Review: This is a great book that shows what happened to women who broke the law during the Civil War. The poetic writing style helps the book along during some of its duller moments. Adair's story is capitvating at times but the battle scenes were a bit boring for me.All in all it was an overall good book that I would recommend to people who love Civil War novels.

Rating: 4 stars
Summary: Almost 5 stars!
Review: A rich narrative, including excerpts from historical documents at the beginning of each chapter to compliment the story. The ambiguous ending was disappointing because the author's bravery throughout seems to weaken at the end, leaving the reader to determine what happens to the characters she created. Yet I would read more of Paulette Jiles work - she has that gift - to make you want to read to the very last letter.

Rating: 4 stars
Summary: Beautifully understated
Review: Adair Colley is a marvellous creation, and this novel is a very worthy conveyance with which to bring her to you. In a beautifully understated but still highly descriptive narrative, she is revealed as a gritty and pragmatic survivor. Starting low key, and punctuated by actual historical excerpts, the horrific story creeps up on you, finally painting a full picture of both the times and a very alluring character. Paulette Jiles is a writer of some significance.

Rating: 1 stars
Summary: It had great potential BUT...
Review: I thought this book was terrible. I read all the reviews and was ready for a great read. I knew that Jiles was a poet and this was her first novel but knowing that didn't help. The story was too pat, everything conviently turned up right when it was supposed to. I just didn't feel it was realistic. The description of the area was very interesting but she didn't do much with it. It was just a backdrop for the novel. Also, there were epigraphs at the beginning of each chapter that just didn't seem to tie into the story. I read them initially but finally I gave up in the hopes that it would get better or just be over more quickly. We read this as a book group choice and it was universally hated. I would recommend skipping it.

Rating: 2 stars
Summary: A good story with a big style flaw
Review: This was an interesting novel because it illustrated how gritty and personal the American Civil War was in Missouri.

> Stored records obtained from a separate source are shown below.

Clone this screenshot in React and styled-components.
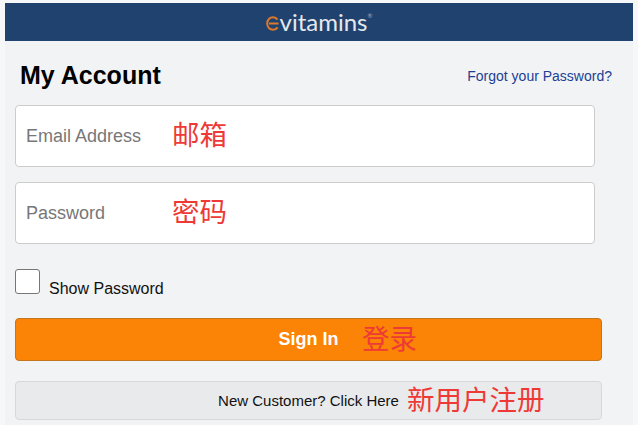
import styled, { createGlobalStyle } from 'styled-components';

const GlobalStyle = createGlobalStyle`
  html, body {
    margin: 0;
    padding: 0;
    height: 100%;
    overflow: hidden;
    background: #f6f7f8;
  }
  * {
    box-sizing: border-box;
  }
`;

const Page = styled.div`
  width: 628px;
  height: 425px;
  margin: 3px 0 0 5px;
  background: #f2f3f4;
  font-family: "Liberation Sans", Arial, sans-serif;
  overflow: hidden;
`;

const Header = styled.header`
  height: 38px;
  background: #1f426f;
  display: flex;
  align-items: center;
  justify-content: center;
`;

const Logo = styled.div`
  display: flex;
  align-items: center;
  color: #e6e8ec;
  font-family: "Lato", sans-serif;
  font-size: 24px;
  line-height: 24px;
`;

const LogoE = styled.svg`
  width: 13px;
  height: 15px;
  margin: 3px 1px 0 0;
  fill: none;
  stroke: #e0782a;
  stroke-width: 2;
`;

const Mark = styled.span`
  font-size: 6px;
  line-height: 6px;
  align-self: flex-start;
  margin: 3px 0 0 0;
  color: #9fb0c4;
`;

const Content = styled.main`
  padding: 0 21px 0 10px;
`;

const TitleRow = styled.div`
  display: flex;
  align-items: center;
  justify-content: space-between;
  height: 64px;
  padding: 5px 0 0 5px;
`;

const Title = styled.h1`
  margin: 0;
  font-size: 25px;
  font-weight: 700;
  color: #000;
`;

const ForgotLink = styled.a`
  font-size: 14px;
  color: #1c3f94;
  text-decoration: none;
`;

const Field = styled.div`
  position: relative;
  width: 580px;
  height: 62px;
  margin-bottom: 15px;
  display: flex;
  align-items: center;
  padding-left: 10px;
  background: #fff;
  border: 1px solid #ccc;
  border-radius: 4px;
  font-size: 18px;
  color: #777;
`;

const Note = styled.span`
  position: absolute;
  left: ${p => p.$left}px;
  top: calc(50% - 2px);
  transform: translateY(-50%);
  color: #ee3a36;
  font-family: "Noto Sans CJK SC", sans-serif;
  font-size: ${p => p.$size || 27.5}px;
  font-weight: 400;
  line-height: 1;
  white-space: nowrap;
`;

const CheckRow = styled.label`
  display: flex;
  align-items: flex-end;
  gap: 9px;
  height: 28px;
  margin: 25px 0 21px;
  font-size: 16px;
  color: #111;
`;

const Box = styled.span`
  width: 25px;
  height: 25px;
  margin-bottom: 3px;
  background: #fff;
  border: 1px solid #767676;
  border-radius: 3px;
`;

const Label = styled.span`
  position: relative;
  top: 1px;
`;

const SignIn = styled.button`
  position: relative;
  display: block;
  width: 587px;
  height: 43px;
  padding: 0 0 1px;
  margin-bottom: 20px;
  background: #fb8305;
  border: 1px solid #c5751c;
  border-radius: 4px;
  color: #fff;
  font-family: inherit;
  font-size: 18px;
  font-weight: 700;
`;

const NewCustomer = styled.button`
  position: relative;
  display: block;
  width: 587px;
  height: 39px;
  padding: 0;
  background: #e9eaec;
  border: 1px solid #d8d8d8;
  border-radius: 4px;
  color: #111;
  font-family: inherit;
  font-size: 15px;
`;

export default function App() {
  return (
    <>
      <GlobalStyle />
      <Page>
        <Header>
          <Logo>
            <LogoE viewBox="0 0 13 15">
              <path d="M11.5 3.6C10.4 2 8.8 1.2 7 1.2 3.8 1.2 1.2 3.9 1.2 7.5S3.8 13.8 7 13.8c1.9 0 3.5-.8 4.6-2.4" />
              <path d="M3 7.5h9.5" />
            </LogoE>
            vitamins<Mark>®</Mark>
          </Logo>
        </Header>
        <Content>
          <TitleRow>
            <Title>My Account</Title>
            <ForgotLink href="#">Forgot your Password?</ForgotLink>
          </TitleRow>
          <Field>
            Email Address
            <Note $left={156}>邮箱</Note>
          </Field>
          <Field>
            Password
            <Note $left={156}>密码</Note>
          </Field>
          <CheckRow>
            <Box />
            <Label>Show Password</Label>
          </CheckRow>
          <SignIn>
            Sign In
            <Note $left={346}>登录</Note>
          </SignIn>
          <NewCustomer>
            New Customer? Click Here
            <Note $left={391}>新用户注册</Note>
          </NewCustomer>
        </Content>
      </Page>
    </>
  );
}
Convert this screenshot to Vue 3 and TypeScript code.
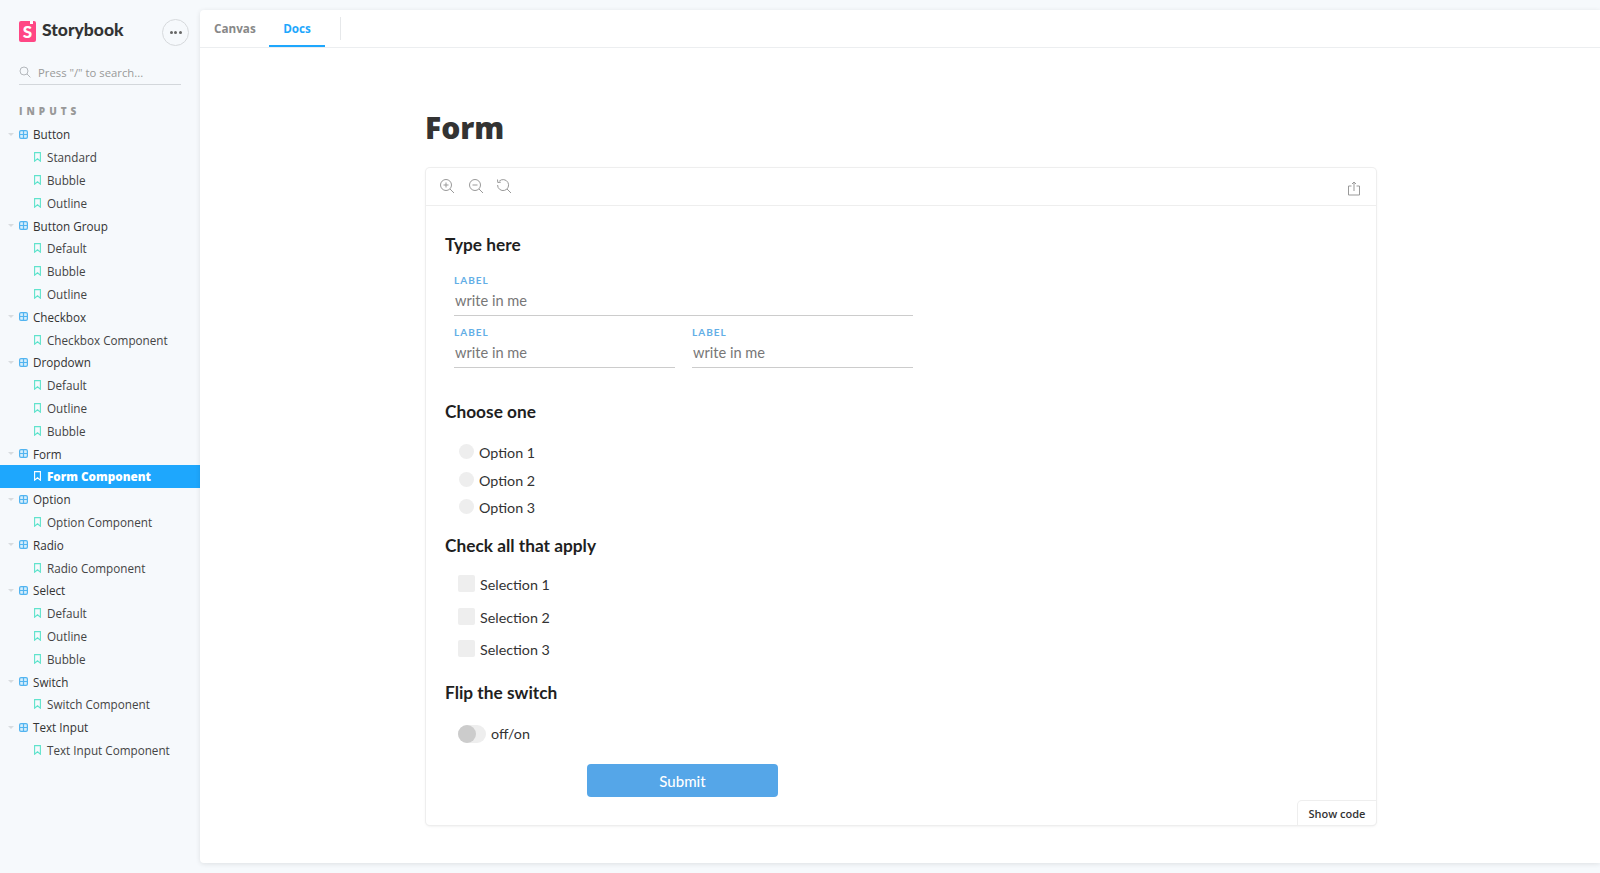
<script setup lang="ts">
interface Group {
  name: string
  stories: string[]
}

const groups: Group[] = [
  { name: 'Button', stories: ['Standard', 'Bubble', 'Outline'] },
  { name: 'Button Group', stories: ['Default', 'Bubble', 'Outline'] },
  { name: 'Checkbox', stories: ['Checkbox Component'] },
  { name: 'Dropdown', stories: ['Default', 'Outline', 'Bubble'] },
  { name: 'Form', stories: ['Form Component'] },
  { name: 'Option', stories: ['Option Component'] },
  { name: 'Radio', stories: ['Radio Component'] },
  { name: 'Select', stories: ['Default', 'Outline', 'Bubble'] },
  { name: 'Switch', stories: ['Switch Component'] },
  { name: 'Text Input', stories: ['Text Input Component'] },
]

const options = ['Option 1', 'Option 2', 'Option 3']
const selections = ['Selection 1', 'Selection 2', 'Selection 3']
</script>

<template>
  <div class="page">
    <aside class="sidebar">
      <div class="brand">
        <div class="logo"><span class="logo-s">S</span><i class="logo-notch"></i></div>
        <span class="brand-name">Storybook</span>
        <button class="menu-btn"><i></i><i></i><i></i></button>
      </div>
      <div class="search">
        <svg width="12" height="12" viewBox="0 0 12 12" fill="none" stroke="#b4b8bc" stroke-width="1">
          <circle cx="5" cy="5" r="4" />
          <path d="M8 8l3.4 3.4" />
        </svg>
        <span>Press "/" to search...</span>
      </div>
      <div class="section">INPUTS</div>
      <template v-for="group in groups" :key="group.name">
        <div class="row group-row">
          <i class="caret"></i>
          <svg class="grid-icon" width="9" height="9" viewBox="0 0 9 9" fill="none" stroke="#52b4f0" stroke-width="1.2">
            <rect x="0.6" y="0.6" width="7.8" height="7.8" rx="1.4" fill="#d5eefc" />
            <path d="M4.5 .6v7.8M.6 4.5h7.8" />
          </svg>
          <span>{{ group.name }}</span>
        </div>
        <div
          v-for="story in group.stories"
          :key="story"
          class="row story-row"
          :class="{ active: story === 'Form Component' }"
        >
          <svg class="mark" width="7" height="10" viewBox="0 0 7 10" fill="none" stroke-width="1.1">
            <path d="M.6.6h5.8v8.6L3.5 6.8.6 9.2z" />
          </svg>
          <span>{{ story }}</span>
        </div>
      </template>
    </aside>

    <main class="panel">
      <nav class="tabs">
        <span class="tab">Canvas</span>
        <span class="tab tab-on">Docs</span>
        <i class="tab-divider"></i>
      </nav>

      <div class="docs">
        <h1>Form</h1>
        <section class="card">
          <div class="toolbar">
            <svg width="16" height="16" viewBox="0 0 16 16" fill="none" stroke="#999" stroke-width="1">
              <circle cx="7" cy="7" r="5.5" />
              <path d="M11 11l4 4M7 4.5v5M4.5 7h5" />
            </svg>
            <svg width="16" height="16" viewBox="0 0 16 16" fill="none" stroke="#999" stroke-width="1">
              <circle cx="7" cy="7" r="5.5" />
              <path d="M11 11l4 4M4.5 7h5" />
            </svg>
            <svg width="16" height="16" viewBox="0 0 16 16" fill="none" stroke="#999" stroke-width="1">
              <path d="M3.2 3.2A5.5 5.5 0 1 1 1.6 7" />
              <path d="M11 11l4 4M1.5 1.5l.3 3 3-.3" />
            </svg>
            <svg class="share" width="14" height="15" viewBox="0 0 14 15" fill="none" stroke="#999" stroke-width="1">
              <path d="M4.5 5H1.5v9h11V5H9.5M7 10V1.2M5 3l2-2 2 2" />
            </svg>
          </div>

          <form class="form" @submit.prevent>
            <h3 class="first">Type here</h3>
            <div class="field wide">
              <label>LABEL</label>
              <div class="value">write in me</div>
            </div>
            <div class="field-row">
              <div class="field">
                <label>LABEL</label>
                <div class="value">write in me</div>
              </div>
              <div class="field">
                <label>LABEL</label>
                <div class="value">write in me</div>
              </div>
            </div>

            <h3 class="choose">Choose one</h3>
            <div class="radios">
              <div v-for="o in options" :key="o" class="radio"><i></i>{{ o }}</div>
            </div>

            <h3 class="check">Check all that apply</h3>
            <div class="checks">
              <div v-for="s in selections" :key="s" class="checkbox"><i></i>{{ s }}</div>
            </div>

            <h3 class="flip">Flip the switch</h3>
            <div class="switch">
              <span class="track"><i></i></span>
              off/on
            </div>

            <button class="submit" type="submit">Submit</button>
          </form>

          <div class="show-code">Show code</div>
        </section>
      </div>
    </main>
  </div>
</template>

<style>
html,
body {
  margin: 0;
  overflow: hidden;
}
</style>

<style scoped>
.page {
  display: flex;
  height: 873px;
  overflow: hidden;
  background: #f6f9fc;
  font-family: "Open Sans", "Liberation Sans", sans-serif;
}

.sidebar {
  width: 200px;
  flex: none;
}

.brand {
  display: flex;
  align-items: center;
  height: 26px;
  margin: 19px 11px 0 19px;
}

.logo {
  position: relative;
  width: 17px;
  height: 21px;
  margin-top: -2px;
  border-radius: 2px;
  background: #ff4785;
  text-align: center;
}

.logo-s {
  color: #fff;
  font: 900 17px/21px Lato, sans-serif;
}

.logo-notch {
  position: absolute;
  top: 0;
  right: 3px;
  width: 3px;
  height: 3px;
  background: #fff;
}

.brand-name {
  margin-left: 6px;
  flex: 1;
  margin-top: -4px;
  color: #333;
  font: 900 17.5px/24px Lato, sans-serif;
}

.menu-btn {
  display: flex;
  align-items: center;
  justify-content: center;
  gap: 1.5px;
  width: 27px;
  height: 27px;
  padding: 0;
  border: 1px solid #d6d9dc;
  border-radius: 50%;
  background: transparent;
}

.menu-btn i {
  width: 3px;
  height: 3px;
  border-radius: 50%;
  background: #666;
}

.search {
  display: flex;
  align-items: center;
  gap: 7px;
  width: 162px;
  height: 24px;
  margin: 15px 0 0 19px;
  border-bottom: 1px solid #d3d7db;
  color: #999;
  font-size: 11.3px;
}

.section {
  margin: 20px 0 5px 19px;
  height: 13px;
  color: #999;
  font-size: 10px;
  font-weight: 800;
  line-height: 13px;
  letter-spacing: 4px;
}

.row {
  display: flex;
  align-items: center;
  height: 22.8px;
  color: #333;
  font-size: 11.7px;
  white-space: nowrap;
}

.group-row {
  padding-left: 8px;
}

.caret {
  width: 0;
  height: 0;
  margin-right: 5px;
  border: 3px solid transparent;
  border-top: 3px solid #d8dcdf;
  border-bottom: 0;
}

.grid-icon {
  margin-right: 5px;
}

.story-row {
  padding-left: 34px;
  color: #444;
}

.mark {
  margin-right: 6px;
  stroke: #5fe3cc;
}

.active {
  background: #1ea7fd;
  color: #fff;
  font-weight: 800;
}

.active .mark {
  stroke: #fff;
}

.panel {
  flex: 1;
  height: 853px;
  margin-top: 10px;
  border-top-left-radius: 4px;
  border-bottom-left-radius: 4px;
  background: #fff;
  box-shadow: 0 1px 5px rgba(0, 0, 0, 0.1);
}

.tabs {
  display: flex;
  align-items: center;
  height: 37px;
  padding-left: 0;
  border-bottom: 1px solid #eceef0;
}

.tab {
  display: flex;
  align-items: center;
  height: 37px;
  padding: 0 14px 2px;
  box-sizing: border-box;
  color: #888;
  font-size: 11.7px;
  font-weight: 700;
}

.tab:first-child {
  width: 69px;
}

.tab-on {
  width: 56px;
  justify-content: center;
  padding-bottom: 0;
  border-bottom: 2px solid #1ea7fd;
  color: #1ea7fd;
}

.tab-divider {
  width: 1px;
  height: 23px;
  margin-left: 15px;
  background: #e6e8ea;
}

.docs {
  width: 950px;
  margin-left: 226px;
}

h1 {
  margin: 0 0 0 -1px;
  padding-top: 60px;
  height: 60px;
  color: #333;
  font: 800 30px/40px "Open Sans", sans-serif;
}

.card {
  position: relative;
  height: 657px;
  border-radius: 4px;
  background: #fff;
  box-shadow: 0 0 0 1px #eeeeee, 0 1px 3px rgba(0, 0, 0, 0.1);
}

.toolbar {
  display: flex;
  align-items: center;
  gap: 12.5px;
  height: 37.5px;
  padding: 0 7px 0 13px;
  box-sizing: border-box;
  border-bottom: 1px solid #eee;
}

.share {
  margin-left: auto;
  margin-right: 8px;
  margin-top: 5px;
}

.form {
  padding-left: 19px;
  color: #333;
  font-family: Lato, "Open Sans", sans-serif;
}

h3 {
  margin: 0;
  color: #1f1f1f;
  font-size: 17.3px;
  font-weight: 700;
  line-height: 24px;
}

.first {
  margin-top: 27px;
}

.field {
  flex: 1;
  border-bottom: 1px solid #ccc;
  height: 43px;
}

.wide {
  width: 459px;
  margin: 15.5px 0 0 9px;
}

.field-row {
  display: flex;
  gap: 17px;
  width: 459px;
  margin: 7.5px 0 0 9px;
}

label {
  display: block;
  height: 16px;
  color: #62aee6;
  font-size: 10px;
  font-weight: 700;
  line-height: 16px;
  letter-spacing: 1px;
}

.value {
  padding-left: 1px;
  margin-top: 1px;
  color: #777;
  font-size: 14.6px;
  line-height: 24px;
}

.choose {
  margin-top: 32.5px;
}

.radios {
  margin: 15px 0 0 14px;
}

.radio {
  display: flex;
  align-items: center;
  gap: 5px;
  height: 27.5px;
  font-size: 14.3px;
}

.radio i {
  width: 15px;
  height: 15px;
  border-radius: 50%;
  background: #eee;
  margin-top: -2px;
}

.check {
  margin-top: 12px;
}

.checks {
  margin: 11px 0 0 13px;
}

.checkbox {
  display: flex;
  align-items: center;
  gap: 5px;
  height: 32.4px;
  font-size: 14.3px;
}

.checkbox i {
  width: 17px;
  height: 17px;
  border-radius: 2px;
  background: #eee;
  margin-top: -2px;
}

.flip {
  margin-top: 15px;
}

.switch {
  display: flex;
  align-items: center;
  gap: 5px;
  height: 18px;
  margin: 20px 0 0 13px;
  font-size: 14.3px;
}

.track {
  width: 28px;
  height: 18px;
  border-radius: 9px;
  background: #eee;
}

.track i {
  display: block;
  width: 18px;
  height: 18px;
  border-radius: 50%;
  background: #ccc;
}

.submit {
  display: block;
  width: 191px;
  height: 33px;
  margin: 21.5px 0 0 142px;
  border: 0;
  border-radius: 4px;
  background: #55a6e8;
  color: #fff;
  font: 500 15px Lato, sans-serif;
}

.show-code {
  position: absolute;
  right: 0;
  bottom: 0;
  width: 78px;
  height: 24px;
  border-radius: 4px 0 4px 0;
  box-shadow: 0 0 0 1px #eee;
  background: #fff;
  color: #333;
  font-size: 11px;
  font-weight: 600;
  line-height: 25px;
  text-align: center;
}
</style>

The story was good enough to keep me engaged and I cared about the characters.

Good is not up to the level of `Great', however. I have to give my rating a one star penalty because, for whatever reason, the author does not use quotes to distinguish dialog from other prose. This was a pretentious distraction that really chopped up the flow of my reading of the novel. It was useless and damaging. I'm surprised the novel's editors let it go.

Rating: 5 stars
Summary: --An amazing story--
Review: I listened to the recorded tapes of ENEMY WOMEN. The narrator was Karen White. It took me several tapes to become accustomed to her style of reading, which was very slow.

ENEMY WOMEN takes place during the American Civil War, and is the story of Adair Colley, an 18-year old girl from the southeastern part of Missouri. The first part of the book begins with a history of Missouri at the time of the Civil War. The Union and Confederate positions are explained and the reader is given the complete background for the story. After that each chapter begins with some historic information which is documented.

Adair Colley, her brother and two sisters live with their father who is a respected member of his community and a Justice of the Peace. He decides to stay neutral and have nothing to do with the armies inhabiting his state, but the militia will not accept his position and he is arrested. After the Union militia arrests Adair's father, they set the house on fire and steal almost everything that the family owns, including their livestock. Adair and her two younger sisters follow the militia so that they can plead for their father. He is innocent of being a spy, but if you are not acclaimed as a Union supporter, you were considered guilty. When Adair herself is denounced as a spy and imprisoned, she faces a horrible existence. Her interrogator is Major William Neumann. The only way she can get out is to admit to a crime that she didn't commit or, if possible, escape. Major Neumann despises his job and tries to help Adair. Their attraction to each other leads to their falling in love, but when he's reassigned, she must find a way to get out of the prison.

I had no previous knowledge of the part that Missouri played in the Civil War and this story was almost shocking in the way that entire families suffered immense deprivation and even lost their homes. Mothers and daughters of soldiers were imprisoned along with thieves, murderers and prostitutes. It was a sad time in the history of the United States.